US and European imperialism and right-wing governments in Latin America launched a hysterical campaign, denouncing the results as 'not valid' and presenting themselves as champions of democracy. People like Donald Trump, who has treated democratic rights with disdain and who was elected with almost three million votes less than his opponent, show the real character of US capitalist 'democracy'. Temer, the Brazilian president, was put in place by a parliamentary coup.
And the European ruling classes rule through unelected EU bodies and national governments which are more and more corrupt and discredited and impose harsh cuts and attacks on democratic rights.

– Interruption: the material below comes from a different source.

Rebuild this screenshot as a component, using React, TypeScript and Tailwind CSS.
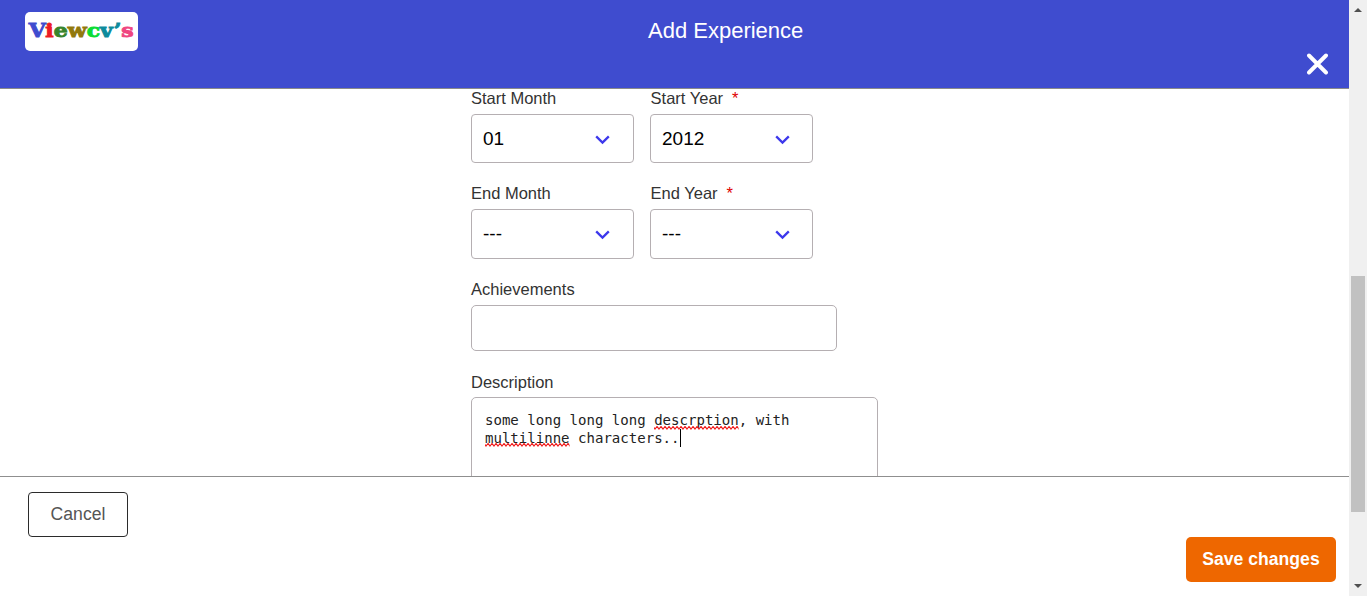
import type { ReactNode } from 'react';

function Logo() {
  return (
    <svg width="113" height="39" viewBox="0 0 113 39" className="mt-3 block shrink-0">
      <rect width="113" height="39" rx="5" fill="#fff" />
      <text x="3.7" y="25" fontFamily="'DejaVu Serif', serif" fontWeight="700" fontSize="18" strokeWidth="0.9" textLength="105" lengthAdjust="spacingAndGlyphs">
        <tspan fill="#3f4ccf" stroke="#3f4ccf">V</tspan>
        <tspan fill="#ed1c24" stroke="#ed1c24">i</tspan>
        <tspan fill="#38852c" stroke="#38852c">e</tspan>
        <tspan fill="#92790c" stroke="#92790c">w</tspan>
        <tspan fill="#0bdc35" stroke="#0bdc35">c</tspan>
        <tspan fill="#0d8b9c" stroke="#0d8b9c">v</tspan>
        <tspan fill="#0d8b9c" stroke="#0d8b9c">’</tspan>
        <tspan fill="#ef4580" stroke="#ef4580">s</tspan>
      </text>
    </svg>
  );
}

function Label({ children, required }: { children: ReactNode; required?: boolean }) {
  return (
    <div className={`${required ? 'pl-[0.6px]' : ''} h-[20px] whitespace-nowrap text-[16.5px] leading-[18px] text-[#333]`}>
      {children}
      {required && <span className="ml-[9px] text-[#e00000]">*</span>}
    </div>
  );
}

function SelectBox({ value, tall, inset }: { value: string; tall?: boolean; inset?: boolean }) {
  return (
    <div className={`${tall ? 'h-[50px]' : 'h-[49px]'} ${inset ? 'pr-[22px]' : 'pr-[23px]'} mt-[5px] flex w-[163px] items-center justify-between rounded-[4px] border border-[#b5afb2] pl-[11px] text-[19px] text-black`}>
      <span className={tall ? '' : 'pt-[2px]'}>{value}</span>
      <svg width="15" height="10" viewBox="0 0 15 10" fill="none" stroke="#3d38ec" strokeWidth="2.3" className="mt-[2px]">
        <path d="M1.2 1.4 L7.5 7.6 L13.8 1.4" />
      </svg>
    </div>
  );
}

function Misspelled({ children }: { children: string }) {
  return (
    <span className="relative">
      {children}
      <svg className="absolute left-0 top-[13.5px] h-[4px] w-full">
        <defs>
          <pattern id="wave" width="4" height="4" patternUnits="userSpaceOnUse">
            <path d="M-1 0.5 L1 3 L3 0.5 L5 3" fill="none" stroke="#f01818" strokeWidth="1.1" />
          </pattern>
        </defs>
        <rect width="100%" height="4" fill="url(#wave)" />
      </svg>
    </span>
  );
}

export default function App() {
  return (
    <div className="flex h-[596px] w-[1367px] overflow-hidden bg-white font-['Liberation_Sans',Arial,sans-serif]">
      <div className="flex w-[1349px] flex-col">
        <header className="flex h-[89px] shrink-0 justify-between border-b border-[#8a8a8a] bg-[#3f4ccf] pl-[25px] pr-[20px]">
          <Logo />
          <h1 className="ml-[510px] mt-[18px] flex-1 text-[22px] leading-[25px] text-white">Add Experience</h1>
          <svg width="23" height="22" viewBox="0 0 23 22" className="mt-[53px]" fill="none" stroke="#fff" strokeWidth="3.9" strokeLinecap="round">
            <path d="M3 2.5 L20 19.5 M20 2.5 L3 19.5" />
          </svg>
        </header>

        <main className="h-[387px] shrink-0 overflow-hidden pl-[471px]">
          <div className="flex gap-4">
            <div>
              <Label>Start Month</Label>
              <SelectBox value="01" />
            </div>
            <div>
              <Label required>Start Year</Label>
              <SelectBox value="2012" inset />
            </div>
          </div>
          <div className="mt-[21px] flex gap-4">
            <div>
              <Label>End Month</Label>
              <SelectBox value="---" tall />
            </div>
            <div>
              <Label required>End Year</Label>
              <SelectBox value="---" tall inset />
            </div>
          </div>
          <div className="mt-[21px]">
            <Label>Achievements</Label>
            <div className="mt-[5px] h-[46px] w-[366px] rounded-[5px] border border-[#b5afb2]" />
          </div>
          <div className="mt-[22px]">
            <Label>Description</Label>
            <div className="mt-[4px] h-[120px] w-[407px] whitespace-nowrap rounded-[5px] border border-[#b5afb2] pl-[13px] pt-[13px] font-['DejaVu_Sans_Mono',monospace] text-[14.06px] leading-[18px] text-[#222]">
              <div>some long long long <Misspelled>descrption</Misspelled>, with</div>
              <div className="flex">
                <Misspelled>multilinne</Misspelled>
                <span className="whitespace-pre"> characters..</span>
                <span className="h-[18px] w-px bg-black" />
              </div>
            </div>
          </div>
        </main>

        <footer className="flex flex-1 justify-between border-t border-[#8f8f8f] pl-[28px] pr-[13px]">
          <button className="mt-[15px] h-[45px] w-[100px] rounded-[4px] border border-[#2b2b2b] text-[17.6px] text-[#555]">Cancel</button>
          <button className="mt-[60px] h-[45px] w-[150px] rounded-[5px] bg-[#ee6700] pb-px text-[17.6px] font-bold text-white">Save changes</button>
        </footer>
      </div>

      <div className="flex w-[18px] flex-col items-center bg-[#f0f0f0]">
        <svg width="8" height="4" viewBox="0 0 8 4" className="mt-[8px] shrink-0">
          <path d="M4 0 L8 4 H0 Z" fill="#505050" />
        </svg>
        <div className="mt-[264px] h-[236px] w-[14px] shrink-0 bg-[#c1c1c1]" />
        <svg width="8" height="4" viewBox="0 0 8 4" className="mt-[72px] shrink-0">
          <path d="M0 0 H8 L4 4 Z" fill="#505050" />
        </svg>
      </div>
    </div>
  );
}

This reflects the problems that imperialism has in getting its puppets in the MUD (right and extreme right-wing coalition) into power in Venezuela. The MUD emerged very weakened and divided from its attempt to boycott elections to the national constituent assembly and its attempts to take power through violence in 2017.
Imperialist governments and their media try to present the high rate of abstention in these elections (53.9%) as support for the MUD. They hope that this campaign of attacks, together with the economic collapse and increasing discontent with the policies of the Maduro government, will help bring their followers back onto the streets.
Despite this manipulation, the record abstention in these elections confirms that, compared with the massive support which the Hugo Chávez government had (due to the progressive measures and reforms which it applied in response to the masses) Maduro's bureaucratic government - with its policy of managing capitalism, seeking an alliance with sections of the Venezuelan ruling class, as well as attacking the revolutionary left - has alienated many.
This scepticism among the masses, together with the deep crisis Venezuela is going through - with inflation out of control, shortages and the paralysis of production - is being used by the capitalists inside and outside Venezuela to present the country as another 'failure of socialism' to strike a blow against any mass movement which questions austerity and privatisation.
The reality is that in Venezuela socialism has not failed because socialism has never been implemented. The reforms, and social policies applied by Chávez won him mass support, but he stopped halfway, without taking the necessary steps to move towards socialism, such as expropriating the banks and big companies and putting them under the direct control of the working class.
So the measures which improved the living conditions of the people inevitably clashed with the interests of big business and the bureaucratic control of the state. This had already led to a loss of electoral support in the last years of Chávez's presidency. After his death, and the turn to the right of Maduro, we have seen a total collapse of the economy and of the morale of the masses.
With the government campaign putting forward no alternative to respond to the needs of the working class in this deep economic and social crisis, the campaign of Henri Falcón won votes from a discontented and desperate section of the population, but was received with distrust and scepticism by the vast majority.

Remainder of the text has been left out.